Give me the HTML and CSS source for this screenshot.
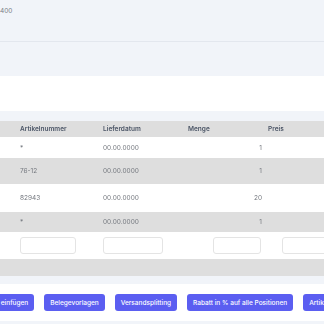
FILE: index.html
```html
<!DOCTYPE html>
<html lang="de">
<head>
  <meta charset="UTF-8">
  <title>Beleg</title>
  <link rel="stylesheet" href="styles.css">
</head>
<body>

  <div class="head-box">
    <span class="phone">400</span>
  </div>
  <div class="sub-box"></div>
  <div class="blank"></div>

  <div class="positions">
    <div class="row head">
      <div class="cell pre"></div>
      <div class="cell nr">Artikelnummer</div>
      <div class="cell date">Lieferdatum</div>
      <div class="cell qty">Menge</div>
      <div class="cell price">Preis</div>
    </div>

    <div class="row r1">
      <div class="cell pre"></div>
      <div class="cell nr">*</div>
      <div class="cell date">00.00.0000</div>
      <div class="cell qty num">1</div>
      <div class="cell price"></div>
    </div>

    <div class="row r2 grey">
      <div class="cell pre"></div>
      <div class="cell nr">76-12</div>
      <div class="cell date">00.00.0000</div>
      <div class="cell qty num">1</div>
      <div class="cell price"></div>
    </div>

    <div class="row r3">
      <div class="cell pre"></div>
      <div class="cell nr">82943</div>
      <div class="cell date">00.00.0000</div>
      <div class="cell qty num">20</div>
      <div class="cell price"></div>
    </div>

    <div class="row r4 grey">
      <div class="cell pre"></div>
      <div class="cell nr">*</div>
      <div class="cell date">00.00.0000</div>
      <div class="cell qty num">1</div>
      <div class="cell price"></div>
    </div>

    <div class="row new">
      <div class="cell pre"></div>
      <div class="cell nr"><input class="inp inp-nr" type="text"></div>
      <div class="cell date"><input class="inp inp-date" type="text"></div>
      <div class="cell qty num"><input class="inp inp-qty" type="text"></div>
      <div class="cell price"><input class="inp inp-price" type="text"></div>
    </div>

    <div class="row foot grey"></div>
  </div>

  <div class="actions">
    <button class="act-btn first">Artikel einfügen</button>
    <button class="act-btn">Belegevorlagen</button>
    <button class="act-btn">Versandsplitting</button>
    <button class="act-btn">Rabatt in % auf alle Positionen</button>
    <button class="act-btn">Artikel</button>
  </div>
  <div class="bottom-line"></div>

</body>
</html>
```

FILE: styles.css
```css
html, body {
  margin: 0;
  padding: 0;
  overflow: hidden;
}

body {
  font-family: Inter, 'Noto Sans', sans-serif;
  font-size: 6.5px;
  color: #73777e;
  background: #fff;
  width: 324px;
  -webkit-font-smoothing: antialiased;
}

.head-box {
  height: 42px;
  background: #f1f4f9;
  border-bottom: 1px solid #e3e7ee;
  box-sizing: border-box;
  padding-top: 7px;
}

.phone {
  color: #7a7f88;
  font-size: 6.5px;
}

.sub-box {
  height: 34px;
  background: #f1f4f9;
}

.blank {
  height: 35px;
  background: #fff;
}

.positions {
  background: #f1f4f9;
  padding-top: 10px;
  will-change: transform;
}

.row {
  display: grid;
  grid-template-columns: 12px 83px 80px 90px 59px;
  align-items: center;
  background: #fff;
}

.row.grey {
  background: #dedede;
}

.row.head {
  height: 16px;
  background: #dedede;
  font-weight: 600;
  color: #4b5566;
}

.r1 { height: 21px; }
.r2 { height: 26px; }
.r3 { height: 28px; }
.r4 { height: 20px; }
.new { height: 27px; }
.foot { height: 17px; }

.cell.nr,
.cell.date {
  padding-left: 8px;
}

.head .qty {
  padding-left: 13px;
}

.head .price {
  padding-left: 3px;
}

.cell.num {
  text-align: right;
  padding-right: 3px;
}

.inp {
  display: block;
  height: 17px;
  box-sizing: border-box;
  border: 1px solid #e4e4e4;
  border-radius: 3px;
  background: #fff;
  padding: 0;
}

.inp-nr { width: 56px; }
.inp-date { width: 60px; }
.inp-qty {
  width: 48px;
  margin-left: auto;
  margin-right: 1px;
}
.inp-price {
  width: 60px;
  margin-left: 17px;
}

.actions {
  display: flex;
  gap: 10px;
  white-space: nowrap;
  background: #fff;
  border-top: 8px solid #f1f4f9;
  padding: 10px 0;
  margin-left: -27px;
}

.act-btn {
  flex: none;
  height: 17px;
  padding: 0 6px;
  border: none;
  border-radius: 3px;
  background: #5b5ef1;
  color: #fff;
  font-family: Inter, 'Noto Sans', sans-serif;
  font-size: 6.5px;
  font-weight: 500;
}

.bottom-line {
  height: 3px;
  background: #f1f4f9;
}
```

...

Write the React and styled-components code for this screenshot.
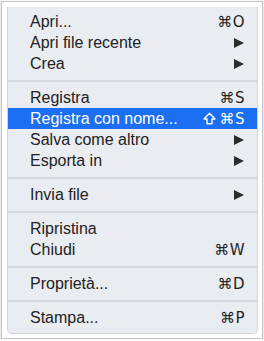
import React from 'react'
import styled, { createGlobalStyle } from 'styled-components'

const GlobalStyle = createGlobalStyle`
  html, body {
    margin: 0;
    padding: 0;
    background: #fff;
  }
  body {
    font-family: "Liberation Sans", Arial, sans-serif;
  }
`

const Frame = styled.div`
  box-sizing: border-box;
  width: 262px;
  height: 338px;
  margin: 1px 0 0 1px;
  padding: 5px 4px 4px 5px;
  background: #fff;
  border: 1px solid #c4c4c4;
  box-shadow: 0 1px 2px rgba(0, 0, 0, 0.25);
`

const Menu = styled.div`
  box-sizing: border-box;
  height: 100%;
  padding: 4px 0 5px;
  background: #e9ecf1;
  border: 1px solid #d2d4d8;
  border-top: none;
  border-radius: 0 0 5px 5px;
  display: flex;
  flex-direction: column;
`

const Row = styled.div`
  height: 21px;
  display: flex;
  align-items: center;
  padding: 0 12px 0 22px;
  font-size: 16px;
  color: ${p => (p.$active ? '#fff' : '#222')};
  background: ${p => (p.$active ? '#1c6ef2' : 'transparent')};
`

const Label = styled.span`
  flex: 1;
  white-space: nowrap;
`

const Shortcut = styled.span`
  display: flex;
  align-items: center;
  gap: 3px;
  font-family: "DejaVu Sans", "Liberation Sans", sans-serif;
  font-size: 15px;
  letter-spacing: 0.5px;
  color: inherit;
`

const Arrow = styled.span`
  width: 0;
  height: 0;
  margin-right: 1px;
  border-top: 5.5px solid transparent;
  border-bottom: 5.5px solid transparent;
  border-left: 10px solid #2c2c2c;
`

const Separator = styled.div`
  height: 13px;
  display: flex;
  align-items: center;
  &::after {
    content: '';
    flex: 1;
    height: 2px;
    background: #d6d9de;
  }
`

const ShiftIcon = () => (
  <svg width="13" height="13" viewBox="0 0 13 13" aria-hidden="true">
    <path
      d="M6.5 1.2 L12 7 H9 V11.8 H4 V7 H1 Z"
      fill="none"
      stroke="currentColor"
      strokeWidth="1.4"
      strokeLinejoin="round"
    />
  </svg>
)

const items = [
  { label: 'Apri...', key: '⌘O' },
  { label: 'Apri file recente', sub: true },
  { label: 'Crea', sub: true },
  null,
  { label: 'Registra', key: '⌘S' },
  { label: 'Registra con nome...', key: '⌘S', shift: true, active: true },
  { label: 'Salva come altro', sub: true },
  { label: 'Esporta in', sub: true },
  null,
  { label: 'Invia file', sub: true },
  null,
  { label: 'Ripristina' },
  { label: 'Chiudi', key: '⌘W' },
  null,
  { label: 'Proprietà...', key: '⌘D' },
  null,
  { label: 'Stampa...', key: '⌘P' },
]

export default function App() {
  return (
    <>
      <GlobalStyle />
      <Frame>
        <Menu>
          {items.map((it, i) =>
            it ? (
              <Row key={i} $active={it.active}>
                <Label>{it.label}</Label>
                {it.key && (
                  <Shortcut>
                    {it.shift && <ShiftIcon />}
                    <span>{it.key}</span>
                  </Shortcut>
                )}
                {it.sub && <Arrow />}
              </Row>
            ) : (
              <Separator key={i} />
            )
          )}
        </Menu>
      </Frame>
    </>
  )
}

## Problem to work on
Go through the entries above and copy every line containing "styled".

## Solution for this task
Write the React and styled-components code for this screenshot.
import styled, { createGlobalStyle } from 'styled-components'
const Frame = styled.div`
const Menu = styled.div`
const Row = styled.div`
const Label = styled.span`
const Shortcut = styled.span`
const Arrow = styled.span`
const Separator = styled.div`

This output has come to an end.